A few schools of education, however, are exploring a sort of second track, which teachers interested in running their own schools could follow. Hamline University and Minnesota State University Mankato are in the forefront of change among Minnesota schools of education, he said.
17. Important policy changes in Minnesota —Johnson reviewed significant changes for school choice in Minnesota, beginning in the mid-1980s with giving high schoolers the opportunity to take college courses, continuing on with open enrollment and then to the first charter school law in the nation in 1991. The new schools initiative this year, he said, can open an entirely new chapter on effective schooling. Unfortunately, the national discussion seems to focus more on standardization.
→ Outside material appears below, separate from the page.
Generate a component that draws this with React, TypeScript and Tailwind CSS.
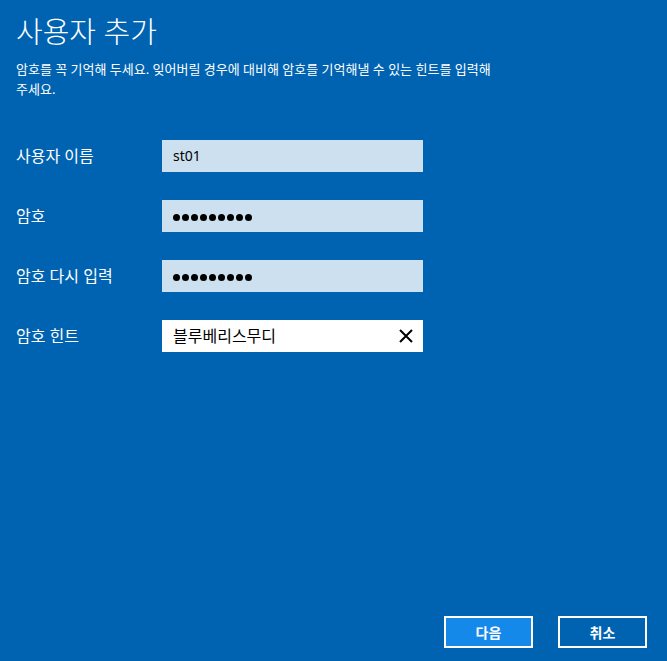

18. Concern about proposed change in the Metropolitan Council —Toward the end of the meeting the conversation shifted briefly to proposed legislation that would put county commissioners on the Metropolitan Council, a move opposed by Johnson, a former chair of the Council. A Civic Caucus member noted that the main allegiance of county commissioners is to the county that elected them. They can't simultaneously represent the county and the metro area. Even if they could reconcile their representation responsibilities, he said, they could not responsibly do both jobs well, given the demands on their time.
In terms of whether the boundaries of the Metropolitan Council should be enlarged, Johnson suggested that voluntary process for enlargement be developed, rather than requiring that additional counties be added. Such a voluntary process could outline the benefits of becoming part of the Council as well as the responsibilities.
19. Thanks —On behalf of the Civic Caucus, Verne thanked Johnson for meeting with us today.